Philip Ross, of the Garden City Movement and a former mayor of Letchworth, is delighted that politicians are coming round to his way of thinking but fears they may be talking more about a nostalgic architectural aesthetic than the idealistic future-world laid out by Howard.

“There is a special ingredient that turns homes, factories and offices into a community and that is participation, citizenship and a sense of place,” he said. “We want to win the argument first about what a garden city is. You cannot let developers build gated communities in the countryside and just call them garden cities. There has to be a strong set of social principles,” he added.

The movement has outlined a dozen core ideas which it believes could underpin the creation of new communities in 200 Ministry of Defence sites currently being sold off by the Government. Among the principles are shared wealth and property, an emphasis on the environment, fair trade and urban agriculture.

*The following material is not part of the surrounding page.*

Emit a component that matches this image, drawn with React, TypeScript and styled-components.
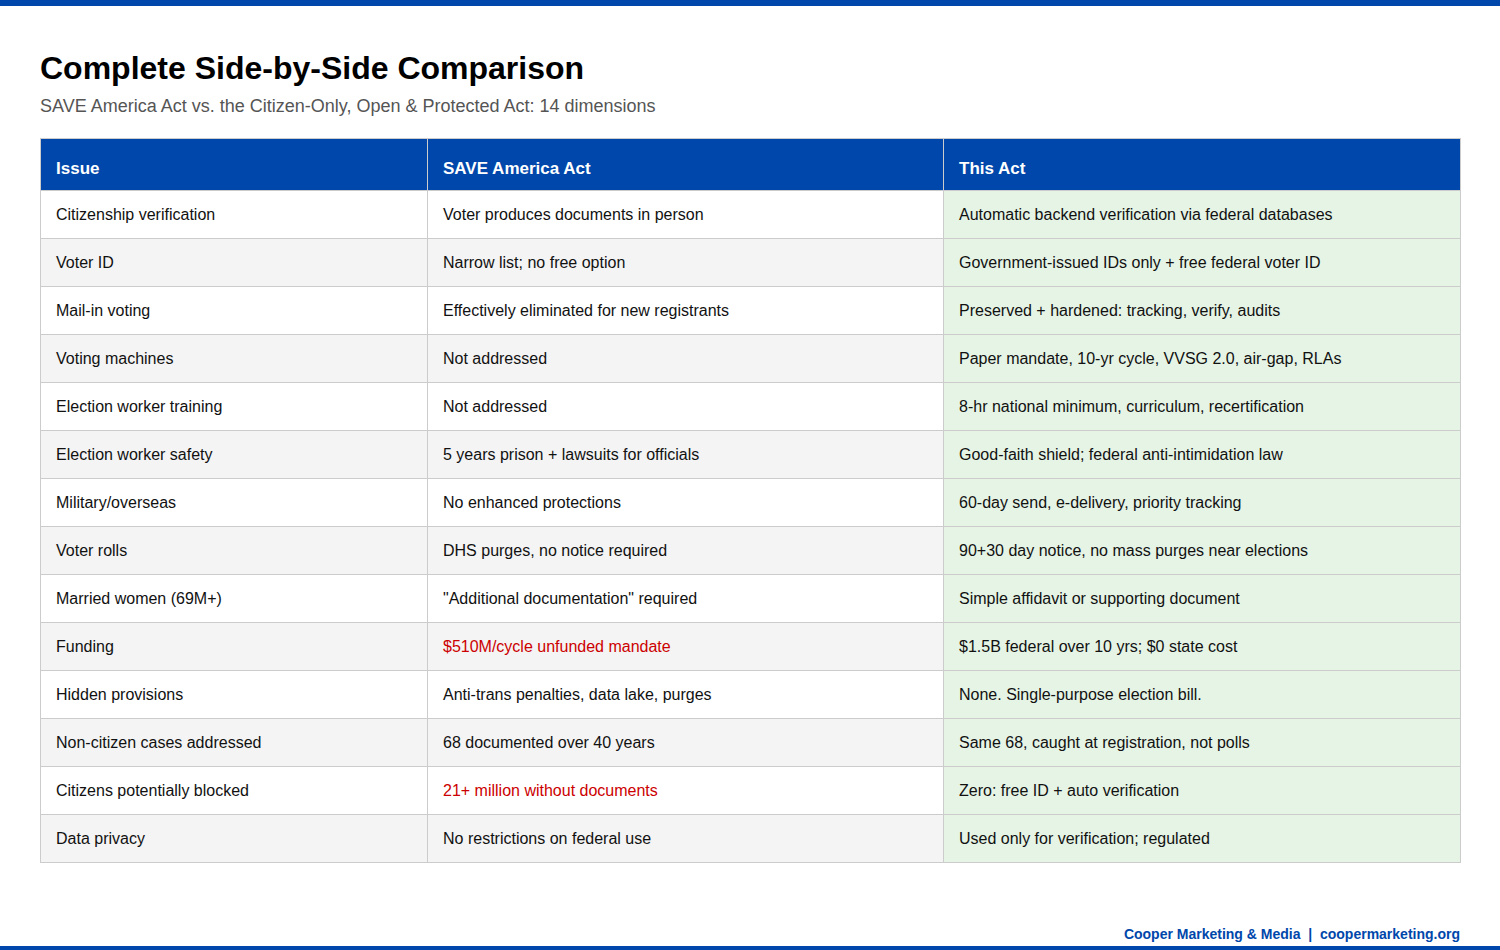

It is a vision that would have proved easily recognisable to Howard, the great grandfather of the actress Una Stubbs. Born in London he emigrated to America to start a farm in the 1870s where he was greatly moved by efforts to rebuild Chicago in the wake of the great fire.

He returned to London where he spent the rest of his professional life as a Parliamentary reporter for Hansard. An Esperanto-speaker, he was influenced by the sentiment of the politicians whose words he dutifully transcribed but more significantly by author Edward Bellamy's then hugely popular Rip van Winkle-esque vision of a future socialist America Looking Backward. Howard's own book, Garden Cities of Tomorrow offered a vision of small scale communities mirroring those of the factory philanthropists in York, Liverpool and Birmingham but not tied to the job.

Instead residents would share the riches of the urban economy and private ownership whilst enjoying the slum-free advantages of fresh air and nature.

In the pine woods of the Tinto Hills in Lanarkshire a community inspired by the ideals of Robert Owen is well on the way to realising the first true garden city for more than a century. The hopeful founders of Owenstown have been told they must wait three months for a decision by local planners on whether they can press ahead with the first of the proposed 3,000 factory-built, energy-efficient new homes on the 2,000 acre site purchased through a co-operative.

Project co-ordinator Martyn Greene said South Lanarkshire had indicated that the answer was likely to be no - bad news for the 1,500 potential residents and businesses that had applied to move there. It is planned that every house will be affordable because there will be no developers cut and all will have access to an allotment.

“The ethos is about giving people a job and a home and the option of a better life,” he said. The project takes as its inspiration from Mondragon, a co-operative community founded in the Basque country by a catholic priest after the civil war.

Its success, particularly through Spain's economic crisis, is testament to the potential of the garden city movement, said Mr Greene who plans to replicate a similar dynamism in the chillier climes of Scotland. “I think what we are doing is something that Ebenezer Howard would be pleased with,” he said.

Utopian beginnings: Socialist ideals falter

Letchworth

The prototype for Ebenezer Howard’s utopian vision founded in 1899 was intended as a place where blue collar workers could live alongside more affluent sections of society in sober harmony. Its only pub, The Skittles, sold no alcoholic beverages, and the city rapidly became unaffordable to the working class.

Welwyn

The second garden city was modelled on its Hertfordshire neighbour. Laid out in 1920 it is a series of tree-lined boulevards leading to a neo-Georgian town centre. Its founders intended that all residents would shop at a single store although this was to prove unpopular and impractical.

Brentham Garden Suburb

The original London garden suburb built between 1901-1915. It comprises more than 600 homes many in the arts and crafts style. Notable residents included Fred Perry and England cricket captain Mike Brearley.

Hampstead Garden Suburb

Designed by the architects of Letchworth with its central square built by Sir Edwin Lutyens, this purpose-built north London suburb adopted the visual characteristics but not the socialist values embodied in the original garden cities. Now one of the wealthiest areas in London.

Milton Keynes

Buckinghamshire new town built in 1967. Modernist architecture and grid road system was combined with the more popular open spaces of the garden city movement. Famous for its Concrete Cows which created by Canadian artist Liz Leyh in 1978.